Copy the listing verbatim, excluding any images found in it.

==========

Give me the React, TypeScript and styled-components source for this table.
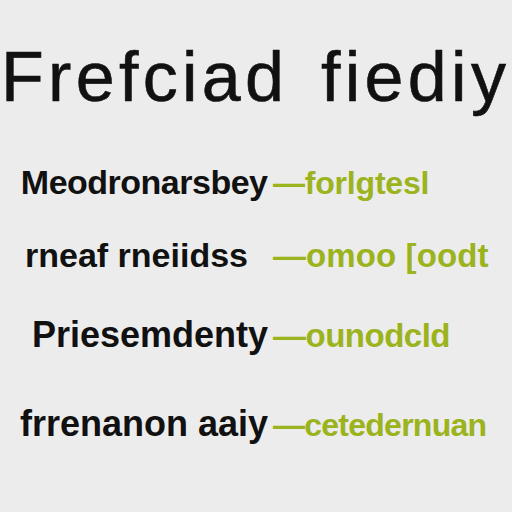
import React from "react";
import styled, { createGlobalStyle } from "styled-components";

const Global = createGlobalStyle`
  html, body { margin: 0; padding: 0; background: #ececec; }
  body { width: 512px; height: 512px; overflow: hidden; }
`;

const Page = styled.div`
  width: 512px;
  height: 512px;
  background: #ececec;
  font-family: "Liberation Sans", Arial, sans-serif;
  display: flex;
  flex-direction: column;
  padding-top: 42px;
  box-sizing: border-box;
`;

const Title = styled.h1`
  margin: 0 0 0 1px;
  font-size: 70px;
  line-height: 70px;
  font-weight: 400;
  color: #111;
  white-space: nowrap;
  letter-spacing: 4.3px;
  word-spacing: 9px;
  -webkit-text-stroke: 0.6px #111;
`;

const Row = styled.div<{ $gap: number }>`
  display: grid;
  grid-template-columns: 268px auto;
  column-gap: 5px;
  align-items: baseline;
  margin-top: ${(p) => p.$gap}px;
  height: 30px;
  line-height: 30px;
  white-space: nowrap;
`;

const Term = styled.span<{ $pad: number; $ls: number; $size: number }>`
  justify-self: end;
  padding-right: ${(p) => p.$pad}px;
  color: #111;
  font-size: ${(p) => p.$size}px;
  font-weight: 700;
  letter-spacing: ${(p) => p.$ls}px;
  margin-right: ${(p) => -p.$ls}px;
`;

const Def = styled.span<{ $ls: number; $size: number }>`
  color: #9bb31c;
  font-size: ${(p) => p.$size}px;
  font-weight: 700;
  letter-spacing: ${(p) => p.$ls}px;
`;

const rows = [
  { gap: 55, term: "Meodronarsbey", def: "—forlgtesl", pad: 0, ts: 34, tls: -0.5, ds: 32, dls: -0.2 },
  { gap: 43, term: "rneaf rneiidss", def: "—omoo [oodt", pad: 20, ts: 34, tls: 0, ds: 33, dls: 0.1 },
  { gap: 50, term: "Priesemdenty", def: "—ounodcld", pad: 0, ts: 36, tls: 0, ds: 33, dls: -0.5 },
  { gap: 59, term: "frrenanon aaiy", def: "—cetedernuan", pad: 0, ts: 36, tls: 0, ds: 32, dls: -0.75 },
];

export default function App() {
  return (
    <Page>
      <Global />
      <Title>Frefciad fiediy</Title>
      {rows.map((r) => (
        <Row key={r.term} $gap={r.gap}>
          <Term $pad={r.pad} $ls={r.tls} $size={r.ts}>{r.term}</Term>
          <Def $ls={r.dls} $size={r.ds}>{r.def}</Def>
        </Row>
      ))}
    </Page>
  );
}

==========

OUTPUT FOR THIS EXERCISE:
Give me the React, TypeScript and styled-components source for this table.
import React from "react";
import styled, { createGlobalStyle } from "styled-components";

const Global = createGlobalStyle`
  html, body { margin: 0; padding: 0; background: #ececec; }
  body { width: 512px; height: 512px; overflow: hidden; }
`;

const Page = styled.div`
  width: 512px;
  height: 512px;
  background: #ececec;
  font-family: "Liberation Sans", Arial, sans-serif;
  display: flex;
  flex-direction: column;
  padding-top: 42px;
  box-sizing: border-box;
`;

const Title = styled.h1`
  margin: 0 0 0 1px;
  font-size: 70px;
  line-height: 70px;
  font-weight: 400;
  color: #111;
  white-space: nowrap;
  letter-spacing: 4.3px;
  word-spacing: 9px;
  -webkit-text-stroke: 0.6px #111;
`;

const Row = styled.div<{ $gap: number }>`
  display: grid;
  grid-template-columns: 268px auto;
  column-gap: 5px;
  align-items: baseline;
  margin-top: ${(p) => p.$gap}px;
  height: 30px;
  line-height: 30px;
  white-space: nowrap;
`;

const Term = styled.span<{ $pad: number; $ls: number; $size: number }>`
  justify-self: end;
  padding-right: ${(p) => p.$pad}px;
  color: #111;
  font-size: ${(p) => p.$size}px;
  font-weight: 700;
  letter-spacing: ${(p) => p.$ls}px;
  margin-right: ${(p) => -p.$ls}px;
`;

const Def = styled.span<{ $ls: number; $size: number }>`
  color: #9bb31c;
  font-size: ${(p) => p.$size}px;
  font-weight: 700;
  letter-spacing: ${(p) => p.$ls}px;
`;

const rows = [
  { gap: 55, term: "Meodronarsbey", def: "—forlgtesl", pad: 0, ts: 34, tls: -0.5, ds: 32, dls: -0.2 },
  { gap: 43, term: "rneaf rneiidss", def: "—omoo [oodt", pad: 20, ts: 34, tls: 0, ds: 33, dls: 0.1 },
  { gap: 50, term: "Priesemdenty", def: "—ounodcld", pad: 0, ts: 36, tls: 0, ds: 33, dls: -0.5 },
  { gap: 59, term: "frrenanon aaiy", def: "—cetedernuan", pad: 0, ts: 36, tls: 0, ds: 32, dls: -0.75 },
];

export default function App() {
  return (
    <Page>
      <Global />
      <Title>Frefciad fiediy</Title>
      {rows.map((r) => (
        <Row key={r.term} $gap={r.gap}>
          <Term $pad={r.pad} $ls={r.tls} $size={r.ts}>{r.term}</Term>
          <Def $ls={r.dls} $size={r.ds}>{r.def}</Def>
        </Row>
      ))}
    </Page>
  );
}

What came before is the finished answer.